Additionally, each utility will submit three 10-year DER growth scenarios that comply with California renewables mandates and map out where they expect distributed generation to grow in their service areas. That could prove to be the biggest challenge for utilities, due to the lack of reliable distribution planning models and the fact that customers, and not the power companies themselves, make many of the decisions surrounding the installment of distributed generation.
"Learning because it’s happening”
If the CPUC requirements seem like a tall order for utilities, that’s because they are. At ARPA-E, Kim lamented the fact that a reliable distribution system modeling tool doesn’t yet exist, making it more difficult for utilities to predict what will happen in the future beyond the substation. And another “cool thing to have,” he said to the entrepreneurs in the room, would be a software that allows a utility to control all the devices on a distribution grid “as a unified whole.”

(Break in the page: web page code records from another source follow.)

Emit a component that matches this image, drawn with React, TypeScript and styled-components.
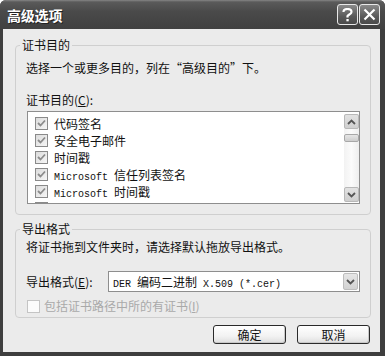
import React from "react";
import styled, { createGlobalStyle } from "styled-components";

const Global = createGlobalStyle`
  html, body { margin: 0; padding: 0; background: #ffffff; }
  body { font-family: "Noto Sans CJK SC", "Noto Sans", sans-serif; }
  * { box-sizing: border-box; }
`;

const FONT = `"Noto Sans CJK SC", "Noto Sans", sans-serif`;

const Window = styled.div`
  width: 385px;
  height: 356px;
  display: flex;
  flex-direction: column;
  background: #3e3e3e;
  border-radius: 6px 6px 0 0;
  overflow: hidden;
`;

const TitleBar = styled.div`
  height: 29px;
  flex: none;
  display: flex;
  align-items: center;
  padding: 0 5px 0 7px;
  background: linear-gradient(#858585 0, #5a5a5a 2px, #4a4a4a 40%, #404040 100%);
`;

const Title = styled.div`
  flex: 1;
  color: #fff;
  font-family: ${FONT};
  font-weight: 700;
  font-size: 14px;
  line-height: 16px;
  letter-spacing: -0.2px;
  text-shadow: 1px 1px 0 #222;
`;

const TitleButtons = styled.div`
  display: flex;
  gap: 1px;
`;

const TitleButton = styled.div`
  width: 21px;
  height: 21px;
  border: 1px solid #e8e8e8;
  border-radius: 3px;
  background: linear-gradient(#8a8a8a, #5a5a5a 60%, #4a4a4a);
  display: flex;
  align-items: center;
  justify-content: center;
  color: #fff;
`;

const Body = styled.div`
  flex: 1;
  margin: 0 5px 4px 3px;
  background: #ebebeb;
  padding: 8px 9px 0 12px;
  display: flex;
  flex-direction: column;
`;

const Group = styled.fieldset<{ $gap?: number }>`
  margin: ${(p) => p.$gap ?? 0}px 0 0 0;
  padding: 0 10px ${(p) => (p.$gap ? 3 : 10)}px 10px;
  border: 1px solid #cfcfcf;
  border-radius: 4px;
  min-width: 0;
`;

const Legend = styled.legend`
  margin-left: -6px;
  padding: 0 2px;
  font-family: ${FONT};
  font-size: 12px;
  line-height: 16px;
  color: #111;
`;

const Text = styled.div<{ $mt: number; $muted?: boolean }>`
  margin-top: ${(p) => p.$mt}px;
  font-family: ${FONT};
  font-size: 12px;
  line-height: 16px;
  color: ${(p) => (p.$muted ? "#a9a9a9" : "#111")};
  white-space: nowrap;
`;

const ListBox = styled.div`
  margin-top: 3px;
  margin-left: 1px;
  height: 93px;
  border: 1px solid #8e8e8e;
  background: #fff;
  display: flex;
  overflow: hidden;
`;

const ListItems = styled.div`
  flex: 1;
  padding: 3px 0 0 7px;
  overflow: hidden;
`;

const Row = styled.div`
  height: 17px;
  display: flex;
  align-items: center;
  gap: 6px;
  font-family: ${FONT};
  font-size: 12px;
  color: #111;
  white-space: nowrap;
`;

const Mono = styled.span`
  font-family: "Liberation Mono", "DejaVu Sans Mono", monospace;
  font-size: 10px;
  white-space: pre;
`;

const Box = styled.div<{ $disabled?: boolean }>`
  width: 13px;
  height: 13px;
  flex: none;
  border: 1px solid ${(p) => (p.$disabled ? "#c4c4c4" : "#8a8a8a")};
  background: ${(p) => (p.$disabled ? "#fbfbfb" : "linear-gradient(135deg, #dcdcdc, #f6f6f6)")};
  display: flex;
  align-items: center;
  justify-content: center;
`;

const ScrollBar = styled.div`
  width: 15px;
  flex: none;
  margin: 2px 0 1px 0;
  display: flex;
  flex-direction: column;
  background: linear-gradient(90deg, #f2f2f2, #fbfbfb 50%, #eeeeee);
`;

const ScrollBtn = styled.div`
  width: 15px;
  height: 15px;
  border: 1px solid #b8b8b8;
  border-radius: 2px;
  background: linear-gradient(#e2e2e2, #cfcfcf);
  display: flex;
  align-items: center;
  justify-content: center;
`;

const Thumb = styled.div`
  margin-top: 5px;
  height: 8px;
  border: 1px solid #a8a8a8;
  border-radius: 2px;
  background: linear-gradient(#e6e6e6, #cdcdcd);
`;

const Spacer = styled.div`
  flex: 1;
`;

const FormatRow = styled.div`
  margin-top: 16px;
  display: flex;
  align-items: center;
`;

const Label = styled.div`
  width: 82px;
  font-family: ${FONT};
  font-size: 12px;
  line-height: 16px;
  color: #111;
  white-space: nowrap;
`;

const Combo = styled.div`
  width: 252px;
  height: 21px;
  border: 1px solid #8e8e8e;
  background: #fff;
  display: flex;
  align-items: center;
  padding: 0 1px 0 4px;
`;

const ComboText = styled.div`
  flex: 1;
  font-family: ${FONT};
  font-size: 12px;
  color: #111;
  white-space: nowrap;
`;

const ComboBtn = styled.div`
  width: 15px;
  height: 17px;
  border: 1px solid #bdbdbd;
  border-radius: 2px;
  background: linear-gradient(#e6e6e6, #d2d2d2);
  display: flex;
  align-items: center;
  justify-content: center;
`;

const CheckRow = styled.div`
  margin-top: 6px;
  display: flex;
  align-items: center;
  gap: 4px;
  padding-left: 1px;
`;

const Buttons = styled.div`
  margin-top: 7px;
  display: flex;
  justify-content: flex-end;
  gap: 11px;
  padding-right: 1px;
`;

const Button = styled.button`
  width: 73px;
  height: 19px;
  padding: 0;
  border: 1px solid #2a2a2a;
  border-radius: 3px;
  background: linear-gradient(#ffffff, #f2f2f2 60%, #dedede);
  box-shadow: inset -1px -1px 0 #c8c8c8;
  font-family: ${FONT};
  font-size: 12px;
  line-height: 16px;
  color: #111;
`;

const Check = () => (
  <svg width="9" height="9" viewBox="0 0 9 9">
    <path d="M1 4 L3.5 6.5 L8 1.5" fill="none" stroke="#8c8c8c" strokeWidth="1.8" />
  </svg>
);

const Up = () => (
  <svg width="9" height="6" viewBox="0 0 9 6">
    <path d="M1 5 L4.5 1.5 L8 5" fill="none" stroke="#555" strokeWidth="1.8" />
  </svg>
);

const Down = () => (
  <svg width="9" height="6" viewBox="0 0 9 6">
    <path d="M1 1 L4.5 4.5 L8 1" fill="none" stroke="#555" strokeWidth="1.8" />
  </svg>
);

const items: React.ReactNode[] = [
  "代码签名",
  "安全电子邮件",
  "时间戳",
  <><Mono>{"Microsoft "}</Mono>信任列表签名</>,
  <><Mono>{"Microsoft "}</Mono>时间戳</>,
  <><Mono>{"IP "}</Mono>安全终端系统</>,
];

export default function App() {
  return (
    <Window>
      <Global />
      <TitleBar>
        <Title>高级选项</Title>
        <TitleButtons>
          <TitleButton>
            <svg width="11" height="14" viewBox="0 0 11 14">
              <path d="M1.5 4 C1.5 1.5 3.5 1 5.5 1 C7.5 1 9.5 2 9.5 4 C9.5 6 6.5 6.5 5.5 8 L5.5 9.5" fill="none" stroke="#fff" strokeWidth="2.2" />
              <rect x="4.4" y="11" width="2.3" height="2.3" fill="#fff" />
            </svg>
          </TitleButton>
          <TitleButton>
            <svg width="13" height="13" viewBox="0 0 13 13">
              <path d="M1.5 1.5 L11.5 11.5 M11.5 1.5 L1.5 11.5" stroke="#fff" strokeWidth="2.2" />
            </svg>
          </TitleButton>
        </TitleButtons>
      </TitleBar>
      <Body>
        <Group>
          <Legend>证书目的</Legend>
          <Text $mt={7}>选择一个或更多目的，列在“高级目的”下。</Text>
          <Text $mt={16}>证书目的(<u>C</u>):</Text>
          <ListBox>
            <ListItems>
              {items.map((it, i) => (
                <Row key={i}>
                  <Box><Check /></Box>
                  <span>{it}</span>
                </Row>
              ))}
            </ListItems>
            <ScrollBar>
              <ScrollBtn><Up /></ScrollBtn>
              <Thumb />
              <Spacer />
              <ScrollBtn><Down /></ScrollBtn>
            </ScrollBar>
          </ListBox>
        </Group>
        <Group $gap={6}>
          <Legend>导出格式</Legend>
          <Text $mt={2}>将证书拖到文件夹时，请选择默认拖放导出格式。</Text>
          <FormatRow>
            <Label>导出格式(<u>E</u>):</Label>
            <Combo>
              <ComboText><Mono>{"DER "}</Mono>编码二进制<Mono>{" X.509 (*.cer)"}</Mono></ComboText>
              <ComboBtn><Down /></ComboBtn>
            </Combo>
          </FormatRow>
          <CheckRow>
            <Box $disabled />
            <Text $mt={0} $muted>包括证书路径中所的有证书(<u>I</u>)</Text>
          </CheckRow>
        </Group>
        <Buttons>
          <Button>确定</Button>
          <Button>取消</Button>
        </Buttons>
      </Body>
    </Window>
  );
}
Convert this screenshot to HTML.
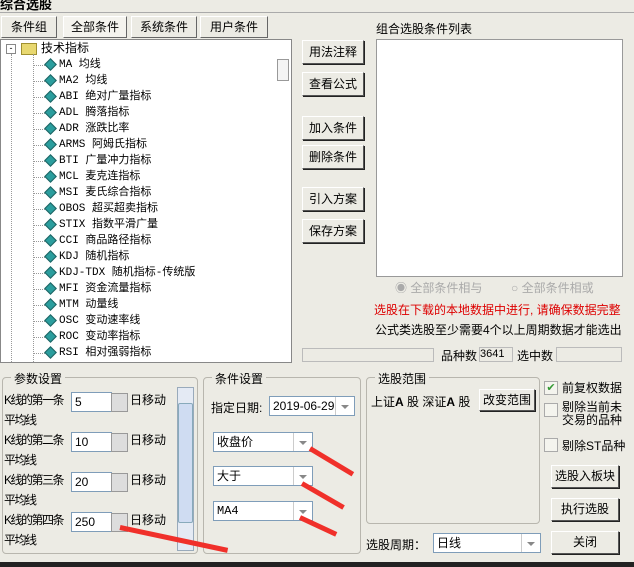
<html><head><style>
body{margin:0;width:634px;height:567px;background:#ecebe4;font-family:"Liberation Sans","Noto Sans CJK SC",sans-serif;font-size:12px;position:relative;overflow:hidden;color:#000}
.a{position:absolute;white-space:nowrap}
.btn{position:absolute;background:#ecebe4;border:1px solid;border-color:#fff #555 #555 #fff;box-shadow:1px 1px 0 #222;text-align:center;font-size:12px}
.tab{position:absolute;top:16px;height:20px;line-height:20px;border:1px solid;border-color:#fff #666 #666 #fff;text-align:center;font-size:12px}
.tree div{height:16px;line-height:16px;font-family:"Liberation Mono","Noto Sans CJK SC",monospace;font-size:11px;position:relative;padding-left:58px}
.tree div:before{content:"";position:absolute;left:32px;top:8px;width:12px;border-top:1px dotted #999}
.tree div:after{content:"";position:absolute;left:45px;top:3px;width:7px;height:7px;background:#2a9d9d;transform:rotate(45deg);border:1px solid #1d6060}
.grp{position:absolute;border:1px solid #b8b6ae;border-radius:4px}
.gl{position:absolute;top:-8px;left:8px;background:#ecebe4;padding:0 3px}
.inp{position:absolute;background:#fff;border:1px solid #7f9db9;height:18px;line-height:18px;padding-left:3px;font-size:12px}
.dd{position:absolute;right:0;top:0;width:18px;height:100%;border-left:1px solid #ccc;background:#fff}
.dd:after{content:"";position:absolute;left:5px;top:8px;border:4px solid transparent;border-top:4px solid #888}
.cb{position:absolute;width:12px;height:12px;border:1px solid #aaa;background:#f4f4ee}
.arrow{position:absolute;height:5px;background:#f0302a;transform-origin:0 50%}
.lb{position:absolute;left:4px;font-size:12px;letter-spacing:-1.5px}
</style></head><body>
<div class="a" style="left:0;top:-6px;font-weight:bold;font-size:13px">综合选股</div>
<div class="a" style="left:0;top:12px;width:634px;border-top:1px solid #aaa"></div>
<div class="tab" style="left:1px;width:54px">条件组</div>
<div class="tab" style="left:63px;width:62px;background:#f4f3ee">全部条件</div>
<div class="tab" style="left:131px;width:64px">系统条件</div>
<div class="tab" style="left:200px;width:66px">用户条件</div>
<div class="a" style="left:0;top:39px;width:290px;height:322px;background:#fff;border:1px solid #888;overflow:hidden">
<div class="a" style="left:5px;top:4px;width:8px;height:8px;border:1px solid #888;font-size:9px;line-height:7px;text-align:center">-</div>
<div class="a" style="left:20px;top:3px;width:14px;height:10px;background:#e8d870;border:1px solid #a09030"></div>
<div class="a" style="left:40px;top:0;line-height:16px">技术指标</div>
<div class="a" style="left:10px;top:14px;height:310px;border-left:1px dotted #999"></div>
<div class="a" style="left:32px;top:14px;height:310px;border-left:1px dotted #999"></div>
<div class="tree" style="position:absolute;left:0;top:17px;width:270px">
<div>MA 均线</div><div>MA2 均线</div><div>ABI 绝对广量指标</div><div>ADL 腾落指标</div><div>ADR 涨跌比率</div><div>ARMS 阿姆氏指标</div><div>BTI 广量冲力指标</div><div>MCL 麦克连指标</div><div>MSI 麦氏综合指标</div><div>OBOS 超买超卖指标</div><div>STIX 指数平滑广量</div><div>CCI 商品路径指标</div><div>KDJ 随机指标</div><div>KDJ-TDX 随机指标-传统版</div><div>MFI 资金流量指标</div><div>MTM 动量线</div><div>OSC 变动速率线</div><div>ROC 变动率指标</div><div>RSI 相对强弱指标</div>
</div>
<div class="a" style="left:276px;top:19px;width:10px;height:20px;border:1px solid #999;background:#f4f4f4"></div>
</div>
<div class="btn" style="left:302px;top:40px;width:60px;height:22px;line-height:22px">用法注释</div>
<div class="btn" style="left:302px;top:72px;width:60px;height:22px;line-height:22px">查看公式</div>
<div class="btn" style="left:302px;top:116px;width:60px;height:22px;line-height:22px">加入条件</div>
<div class="btn" style="left:302px;top:145px;width:60px;height:22px;line-height:22px">删除条件</div>
<div class="btn" style="left:302px;top:187px;width:60px;height:22px;line-height:22px">引入方案</div>
<div class="btn" style="left:302px;top:219px;width:60px;height:22px;line-height:22px">保存方案</div>
<div class="a" style="left:376px;top:20px">组合选股条件列表</div>
<div class="a" style="left:376px;top:39px;width:245px;height:236px;background:#fff;border:1px solid #999"></div>
<div class="a" style="left:395px;top:279px;color:#aaa">◉ 全部条件相与</div>
<div class="a" style="left:511px;top:279px;color:#aaa">○ 全部条件相或</div>
<div class="a" style="left:374px;top:301px;color:#d00">选股在下载的本地数据中进行, 请确保数据完整</div>
<div class="a" style="left:375px;top:321px">公式类选股至少需要4个以上周期数据才能选出</div>
<div class="a" style="left:302px;top:348px;width:130px;height:12px;border:1px solid #bbb"></div>
<div class="a" style="left:441px;top:347px">品种数</div>
<div class="a" style="left:479px;top:347px;width:32px;height:13px;border:1px solid #bbb;font-size:11px;line-height:13px">3641</div>
<div class="a" style="left:517px;top:347px">选中数</div>
<div class="a" style="left:556px;top:347px;width:64px;height:13px;border:1px solid #bbb"></div>
<div class="grp" style="left:2px;top:377px;width:194px;height:175px"><span class="gl">参数设置</span></div>
<div class="lb" style="top:391px">K线的第一条</div><div class="lb" style="top:411px">平均线</div>
<div class="lb" style="top:431px">K线的第二条</div><div class="lb" style="top:451px">平均线</div>
<div class="lb" style="top:471px">K线的第三条</div><div class="lb" style="top:491px">平均线</div>
<div class="lb" style="top:511px">K线的第四条</div><div class="lb" style="top:531px">平均线</div>
<div class="a" style="left:130px;top:391px">日移动</div>
<div class="a" style="left:130px;top:431px">日移动</div>
<div class="a" style="left:130px;top:471px">日移动</div>
<div class="a" style="left:130px;top:511px">日移动</div>
<div class="inp" style="left:71px;top:392px;width:36px">5</div>
<div class="inp" style="left:71px;top:432px;width:36px">10</div>
<div class="inp" style="left:71px;top:472px;width:36px">20</div>
<div class="inp" style="left:71px;top:512px;width:36px">250</div>
<div class="a" style="left:111px;top:393px;width:15px;height:17px;background:#ddd;border:1px solid #999"></div>
<div class="a" style="left:111px;top:433px;width:15px;height:17px;background:#ddd;border:1px solid #999"></div>
<div class="a" style="left:111px;top:473px;width:15px;height:17px;background:#ddd;border:1px solid #999"></div>
<div class="a" style="left:111px;top:513px;width:15px;height:17px;background:#ddd;border:1px solid #999"></div>
<div class="a" style="left:177px;top:387px;width:15px;height:162px;background:#e4eaf4;border:1px solid #9ab"></div>
<div class="a" style="left:178px;top:403px;width:13px;height:118px;background:#cfdcf2;border:1px solid #8ab;border-radius:2px"></div>
<div class="grp" style="left:203px;top:377px;width:156px;height:175px"><span class="gl">条件设置</span></div>
<div class="a" style="left:211px;top:399px">指定日期:</div>
<div class="inp" style="left:269px;top:396px;width:81px">2019-06-29<span class="dd"></span></div>
<div class="inp" style="left:213px;top:432px;width:95px">收盘价<span class="dd"></span></div>
<div class="inp" style="left:213px;top:466px;width:95px">大于<span class="dd"></span></div>
<div class="inp" style="left:213px;top:501px;width:95px;font-family:'Liberation Mono',monospace">MA4<span class="dd"></span></div>
<div class="grp" style="left:366px;top:377px;width:172px;height:145px"><span class="gl">选股范围</span></div>
<div class="a" style="left:371px;top:393px">上证<b>A</b> 股 深证<b>A</b> 股</div>
<div class="btn" style="left:479px;top:389px;width:54px;height:20px;line-height:20px">改变范围</div>
<div class="a" style="left:366px;top:536px">选股周期：</div>
<div class="inp" style="left:433px;top:533px;width:103px">日线<span class="dd"></span></div>
<div class="cb" style="left:544px;top:381px;color:#393;font-size:11px;line-height:12px;text-align:center">✔</div>
<div class="a" style="left:562px;top:379px">前复权数据</div>
<div class="cb" style="left:544px;top:403px"></div>
<div class="a" style="left:562px;top:401px;line-height:13px">剔除当前未<br>交易的品种</div>
<div class="cb" style="left:544px;top:438px"></div>
<div class="a" style="left:562px;top:437px">剔除ST品种</div>
<div class="btn" style="left:551px;top:465px;width:66px;height:21px;line-height:21px">选股入板块</div>
<div class="btn" style="left:551px;top:498px;width:66px;height:21px;line-height:21px">执行选股</div>
<div class="btn" style="left:551px;top:531px;width:66px;height:21px;line-height:21px">关闭</div>
<div class="a" style="left:0;top:562px;width:634px;height:5px;background:#222"></div>
<div class="arrow" style="left:310px;top:446px;width:50px;transform:rotate(31deg)"></div>
<div class="arrow" style="left:302px;top:481px;width:48px;transform:rotate(30deg)"></div>
<div class="arrow" style="left:300px;top:515px;width:40px;transform:rotate(25deg)"></div>
<div class="arrow" style="left:120px;top:525px;width:110px;transform:rotate(12deg)"></div>
</body></html>
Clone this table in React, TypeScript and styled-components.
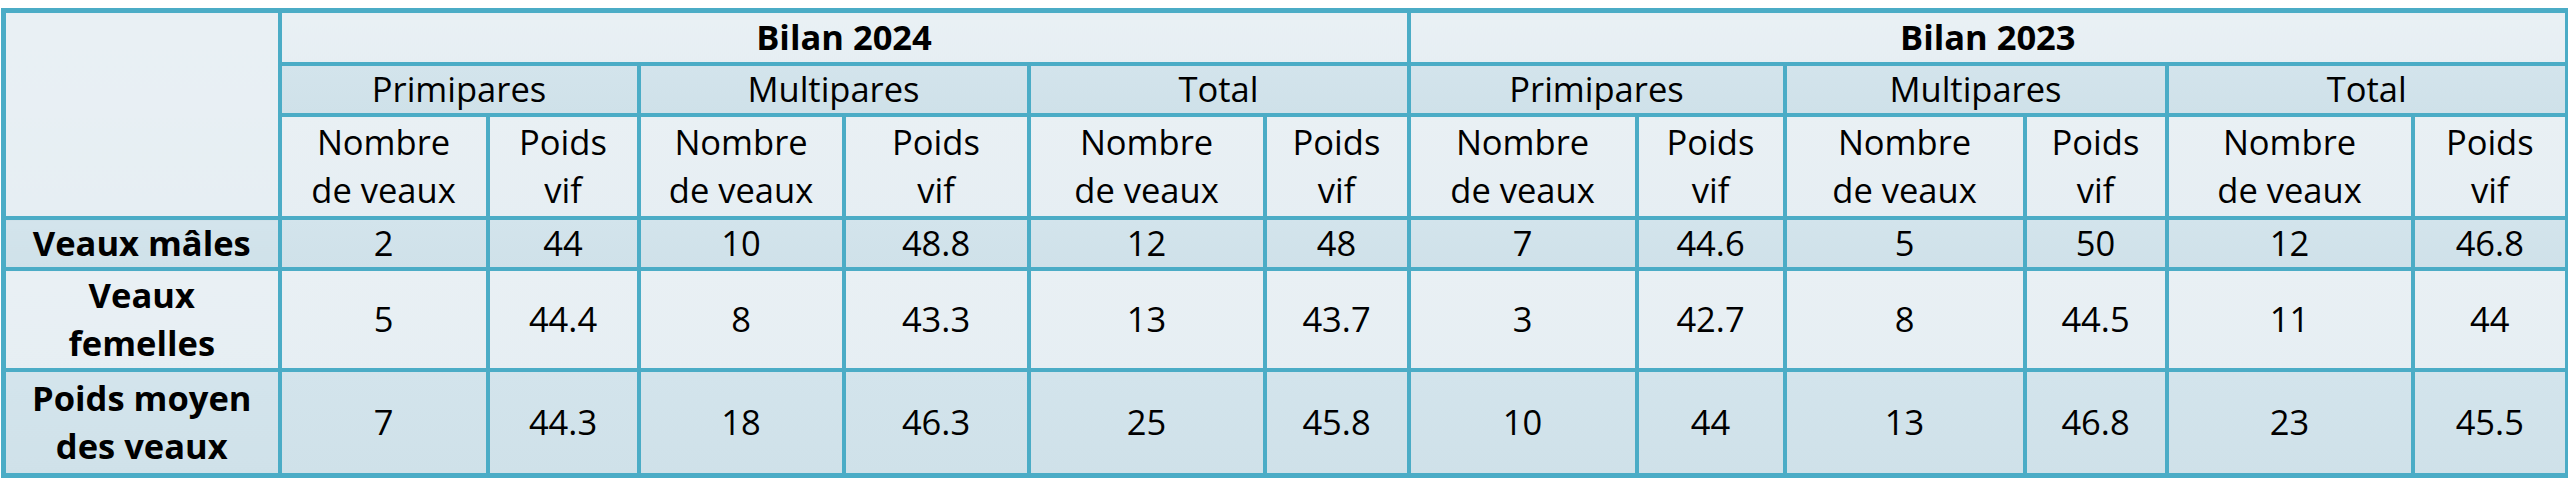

But even if the solutions to monetize the grid aren’t here right now, Brooks says utilities and their regulators would have been forced to find them soon anyway because consumers and companies are making big investments on the distribution system.
The situation isn’t much different than the conversations that happened in the 1990s when some states were looking to deregulate their electricity markets, Brooks said. There were challenges then, but regulators in successful states adjusted and set up functioning markets. It’s learning by doing, he told Utility Dive, but more than that it’s “learning because it’s happening.”
“If you were to go back a few decades, people were talking about ‘What’s the value of a generating plant and how’s that going to affect the transmission network?’” he said. “It’s kind of similar concerns and challenges around how you do this kind of dynamic modeling … it’s not something that can’t be done. It’s just something we haven’t done in the past.”